The most dignified portraits Gooch paints are of animals. At least two paintings of crows in the Center’s exhibition endow the birds with a natural poise that is completely lacking in her depictions of the human animal.

“I try to keep the people comic,” says Gooch.

A painting titled “No More Toe Dancing” combines Gooch’s regard for animals with a snippet of personal history.

Occupying the upper half of the composition, the hunkered profile of a large white rabbit glows against a patch of dark green background. Below it are three small bunnies. The first of those is an anthropomorphic cartoon rabbit, also white. The second two are images of a human child in a bunny costume, compete with a helmet-like hood from which two extra-long ears sprout.
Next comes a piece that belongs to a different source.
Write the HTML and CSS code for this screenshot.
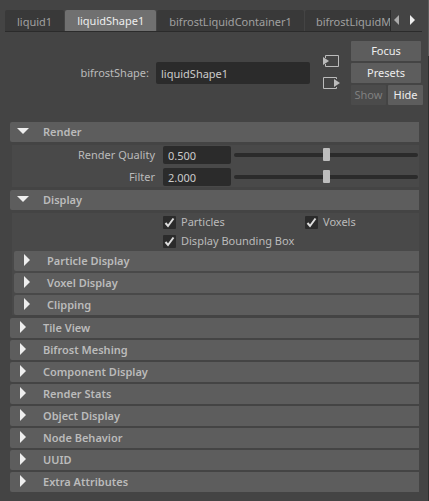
FILE: index.html
```
<!DOCTYPE html>
<html lang="en">
<head>
<meta charset="utf-8">
<title>Attribute Editor</title>
<link rel="stylesheet" href="styles.css">
</head>
<body>
<svg class="defs" aria-hidden="true">
  <symbol id="arrow" viewBox="0 0 12 12"><path d="M3 0v12l6-6z"/></symbol>
  <symbol id="arrow-down" viewBox="0 0 12 12"><path d="M0 3h12L6 9z"/></symbol>
</svg>
<main class="editor">
  <nav class="tabbar">
    <div class="tabs" role="tablist">
      <button class="tab" role="tab">liquid1</button>
      <button class="tab active" role="tab" aria-selected="true">liquidShape1</button>
      <button class="tab" role="tab">bifrostLiquidContainer1</button>
      <button class="tab last" role="tab">bifrostLiquidM</button>
    </div>
    <div class="pager">
      <button class="page muted" aria-label="Previous tab"><svg viewBox="0 0 6 10"><path d="M5 0v10L0 5z"/></svg></button>
      <button class="page" aria-label="Next tab"><svg viewBox="0 0 6 10"><path d="M0 0v10l5-5z"/></svg></button>
    </div>
  </nav>

  <header class="node">
    <label class="node-label" for="node">bifrostShape:</label>
    <input class="field node-field" id="node" type="text" value="liquidShape1">
    <div class="links">
      <button class="link" aria-label="Input connection"><svg viewBox="0 0 17 14"><path class="box" d="M2.500 4V1.500H15.500V12.500H2.500V10"/><path class="tip" d="M0 3l6 4-6 4z"/></svg></button>
      <button class="link" aria-label="Output connection"><svg viewBox="0 0 17 14"><path class="box" d="M13.500 3V1.500H.5V12.500H13.500V11"/><path class="tip" d="M11 3l6 4-6 4z"/></svg></button>
    </div>
    <div class="actions">
      <button class="btn wide">Focus</button>
      <button class="btn wide">Presets</button>
      <div class="pair">
        <button class="btn" disabled>Show</button>
        <button class="btn">Hide</button>
      </div>
    </div>
  </header>

  <div class="sections">
    <details open>
      <summary><svg><use href="#arrow-down"/></svg>Render</summary>
      <div class="body sliders">
        <div class="row">
          <label for="quality">Render Quality</label>
          <input class="field number" id="quality" type="text" value="0.500">
          <input class="slider" type="range" min="0" max="100" value="50" aria-label="Render Quality">
        </div>
        <div class="row">
          <label for="filter">Filter</label>
          <input class="field number" id="filter" type="text" value="2.000">
          <input class="slider" type="range" min="0" max="100" value="50" aria-label="Filter">
        </div>
      </div>
    </details>
    <details open>
      <summary><svg><use href="#arrow-down"/></svg>Display</summary>
      <div class="body">
        <div class="checks">
          <label><input type="checkbox" checked>Particles</label>
          <label><input type="checkbox" checked>Voxels</label>
          <label class="span"><input type="checkbox" checked>Display Bounding Box</label>
        </div>
        <div class="nested">
          <details><summary><svg><use href="#arrow"/></svg>Particle Display</summary></details>
          <details><summary><svg><use href="#arrow"/></svg>Voxel Display</summary></details>
          <details><summary><svg><use href="#arrow"/></svg>Clipping</summary></details>
        </div>
      </div>
    </details>
    <div class="closed">
      <details><summary><svg><use href="#arrow"/></svg>Tile View</summary></details>
      <details><summary><svg><use href="#arrow"/></svg>Bifrost Meshing</summary></details>
      <details><summary><svg><use href="#arrow"/></svg>Component Display</summary></details>
      <details><summary><svg><use href="#arrow"/></svg>Render Stats</summary></details>
      <details><summary><svg><use href="#arrow"/></svg>Object Display</summary></details>
      <details><summary><svg><use href="#arrow"/></svg>Node Behavior</summary></details>
      <details><summary><svg><use href="#arrow"/></svg>UUID</summary></details>
      <details><summary><svg><use href="#arrow"/></svg>Extra Attributes</summary></details>
    </div>
  </div>
</main>
<div class="edge" aria-hidden="true"><div class="edge-thumb"></div></div>
</body>
</html>
```
FILE: styles.css
```
* { box-sizing: border-box; }

body {
  display: flex;
  min-height: 100vh;
  margin: 0;
  background: #444;
  color: #bbb;
  font: 11px/16px "Noto Sans", "Open Sans", sans-serif;
}

button, input {
  margin: 0;
  border: 0;
  padding: 0;
  font: inherit;
  color: inherit;
}

.defs { display: none; }

.editor {
  flex: 1;
  min-width: 0;
  padding: 10px 5px 8px 5px;
}

.edge { width: 1px; background: #2f2f2f; }
.edge-thumb { height: 56px; background: #5d5d5d; }

.tabbar {
  display: flex;
  margin-right: 1px;
  border-bottom: 1px solid #2b2b2b;
}

.tabs {
  display: flex;
  flex: 1;
  gap: 1px;
  min-width: 0;
  overflow: hidden;
  border-right: 1px solid #2b2b2b;
}

.tab {
  flex: none;
  height: 21px;
  padding: 3px 12px 0;
  border-radius: 2px 2px 0 0;
  background: #393939;
  color: #a0a0a0;
}

.tab.active {
  padding: 1px 12px 0;
  background: #707070;
  color: #eee;
}

.tab.last {
  flex: 1;
  padding: 3px 0 0 11px;
  text-align: left;
}

.pager {
  display: flex;
  gap: 10px;
  align-items: center;
  padding: 0 6px 2px 3px;
}

.page { display: flex; background: none; }
.page svg { width: 6px; height: 10px; fill: #eee; }
.page.muted svg { fill: #aaa; }

.node {
  display: flex;
  margin-top: 9px;
}

.node-label {
  width: 144px;
  margin-top: 24px;
  text-align: right;
}

.field {
  border-radius: 2px;
  background: #2b2b2b;
  color: #ccc;
}

.node-field {
  flex: 1;
  min-width: 0;
  height: 22px;
  margin: 21px 13px 0 7px;
  padding: 1px 5px 0;
}

.links {
  display: flex;
  flex-direction: column;
  gap: 8px;
  margin: 13px 11px 0 0;
}

.link { display: flex; background: none; }
.link svg { width: 17px; height: 14px; }
.box { fill: none; stroke: #bbb; }
.tip { fill: #bbb; }

.actions {
  display: flex;
  flex-direction: column;
  gap: 2px;
  width: 72px;
}

.pair { display: flex; gap: 2px; }

.btn {
  flex: 1;
  height: 20px;
  border-radius: 1px;
  background: #5d5d5d;
  color: #eee;
}

.wide { flex: none; width: 70px; }
.btn:disabled { background: #4b4b4b; color: #808080; }

.sections {
  display: grid;
  gap: 3px;
  margin: 17px 4px 0 5px;
}

summary {
  display: flex;
  align-items: center;
  height: 20px;
  padding-left: 7px;
  border-radius: 2px 0 0 2px;
  background: #5d5d5d;
  font-weight: 600;
  list-style: none;
}

summary svg {
  width: 12px;
  height: 12px;
  margin: 0 14px 2px 0;
  fill: #eee;
}

.body {
  margin: 3px 0 0 2px;
  background: #494949;
}

.sliders {
  display: grid;
  gap: 4px;
  padding: 1px 0;
}

.row { display: flex; align-items: center; }

.row label {
  width: 143px;
  margin-right: 8px;
  text-align: right;
}

.number {
  width: 68px;
  height: 18px;
  padding: 0 5px;
}

.slider {
  flex: 1;
  min-width: 0;
  height: 14px;
  margin: 0 1px 0 3px;
  appearance: none;
  background: none;
}

.slider::-webkit-slider-runnable-track {
  height: 4px;
  border-radius: 2px;
  background: #2b2b2b;
}

.slider::-webkit-slider-thumb {
  width: 7px;
  height: 13px;
  margin-top: -5px;
  appearance: none;
  border-radius: 1px;
  background: #bdbdbd;
}

.checks {
  display: grid;
  grid-template-columns: 142px 1fr;
  gap: 3px 0;
  padding: 1px 0 2px 151px;
}

.checks label { display: flex; align-items: center; gap: 5px; }
.span { grid-column: 1 / -1; }

.checks input {
  width: 13px;
  height: 13px;
  appearance: none;
  border-radius: 1px;
  background: #2b2b2b url("data:image/svg+xml,%3Csvg xmlns='http://www.w3.org/2000/svg' viewBox='0 0 13 13'%3E%3Cpath d='M2.500 7l2.500 3L10.500 2.500' fill='none' stroke='%23ddd' stroke-width='2'/%3E%3C/svg%3E");
}

.nested, .closed { display: grid; gap: 2px; }
.nested { margin-left: 2px; }
```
“That’s my toe-dancing costume, when I was a kid,” says Gooch, who recalls that a pink pajama suit with a cotton ball tail was pressed into service for the role.

The intriguing thing about this work is that Gooch has forced two separate realities, divided between the upper and lower halves of the canvas, to coexist in proximity. The top half of the composition could be said to represent the natural world, while the bottom half comments on humanity’s efforts to separate itself from nature by lampooning it.

At first glance, it looks as though all four rabbits occupy the same compositional space in the painting. But the forms of the small bunnies neither overlap the larger, more naturalistically painted cottontail, nor rest in front of it by means of any other artistic convention. Instead, they exist on a plane inferior to it.

All of the works in Life Illustrated are fresh to the eyes of those who know Gooch’s work, but that does not necessarily mean that all of the paintings are brand new. There are many paintings here that have been reworked, sometimes to a degree that totally changed the representations that came before.

Gooch says that painting over certain of her paintings with which she is dissatisfied or bored is nothing new for her.

“I find that a bad painting, or a painting that I stopped at and didn’t finish, often makes a wonderful base for a new painting.”